Joan's face clouded.

"Don needs me," she said. "He would be frantic here alone. I cannot desert him."

"Nor I," said Kenny. "But the year of waiting ends at Samhain."

"Yes," said Joan, coloring. "I have given Don the money," she added. "If now he would only study!"

"He shall!" said Kenny and set himself to the finishing of Brian's winter task. That sacrifice, at least, he decided, nagging Don into hours of study that were a godsend to them both, should not become an anticlimax. He had paid once—in ragged money. For Joan's sake he would pay willingly again in time. Brian and Joan and Don—and he himself, with indolence for once in his life unwelcome, would be happier for the effort. But there were moments of clash and irritation when Don's energy flagged and he flung his books aside in black disgust.
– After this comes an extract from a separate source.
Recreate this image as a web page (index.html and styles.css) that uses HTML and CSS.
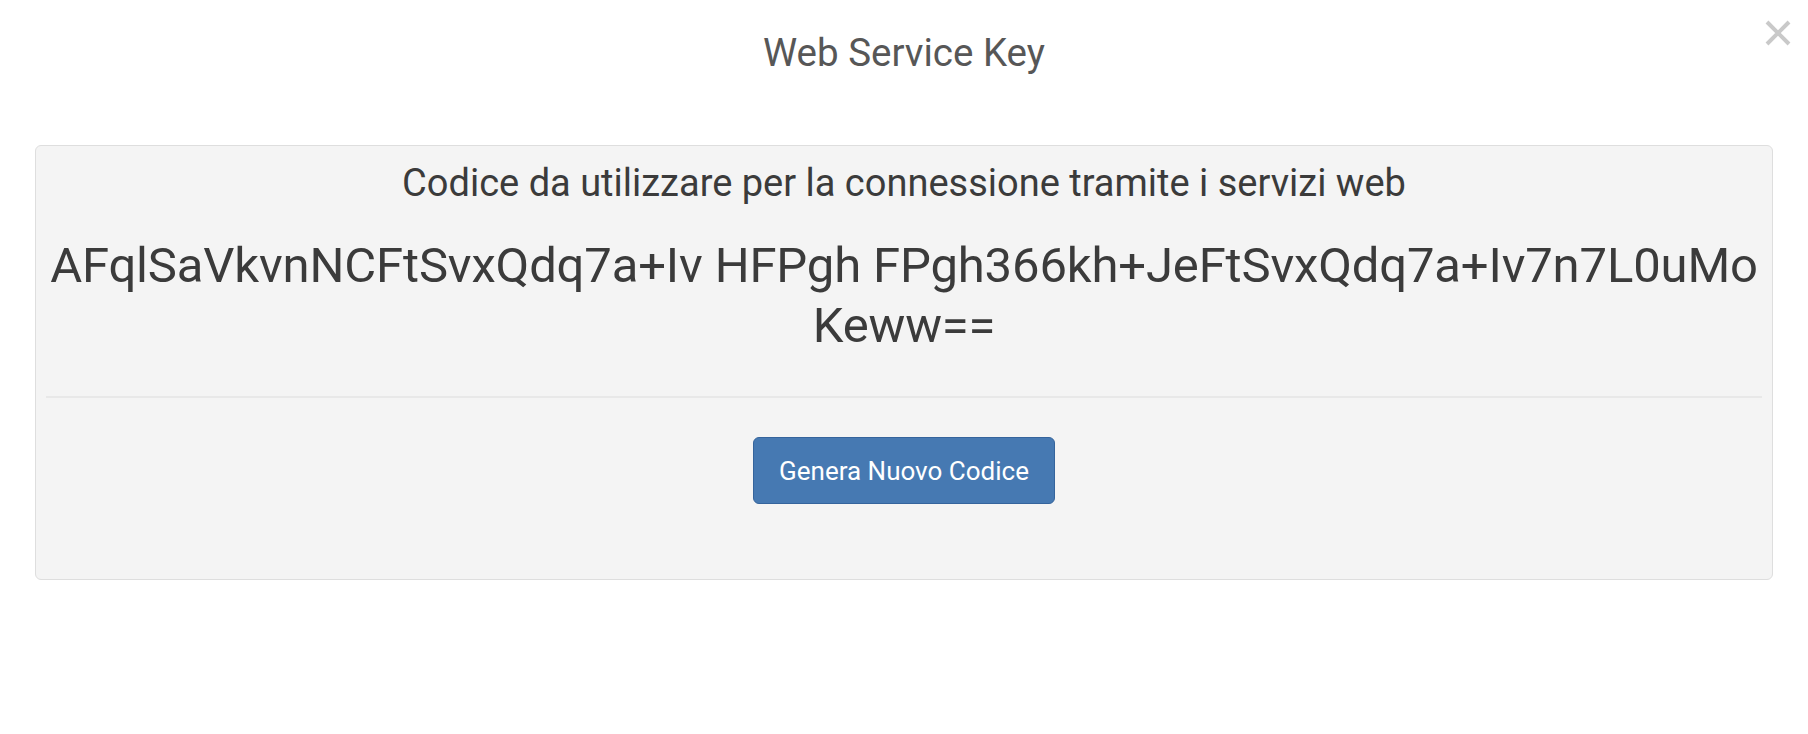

"No use," he said moodily. "I can't work. I've got too much on my mind."

Kenny merely looked at him.

Don flushed.

"Mr. O'Neill," he barked.

"Shut up!" thundered Kenny, "I don't propose to quarrel now or at any other time."

They glared at each other in nervous indignation.

"Brian," Kenny added with a sniff, "was sure you could swing it. I never was. You need balance and a sense of responsibility."

Don gritted his teeth and worked in an inexhaustible spurt of endurance.

"Stop wandering around the room and kicking things," Kenny commanded more than once with his own hand clenched in his hair. "If you don't remember, you don't remember, and that's an end of it. Here's the book. Look it over while I'm smoking."

Once when the clash had a suspicious ring of familiarity, he grinned.

"What's the matter?" demanded Don huffily. "What are you laughing at? Me?"

"No," said Kenny. "I was just thinking of a man I know. Name's Whitaker."

Thus May came with a warm wind of spice and fresh misgivings furrowed the doctor's brow.

"Now that the windows are opened so much," he fretted, "the rumble of that quarry is inferno. The blasts bother him?"

"He jumps," said Joan.

"I thought so. He must have peace and quiet. If Mr. O'Neill is willing, we'll move him to the farm."

By the time the orchard flung out its white prayer of blossoms to the sun, the doctor had his patient at the farm.

And summer dreamed again upon the hills.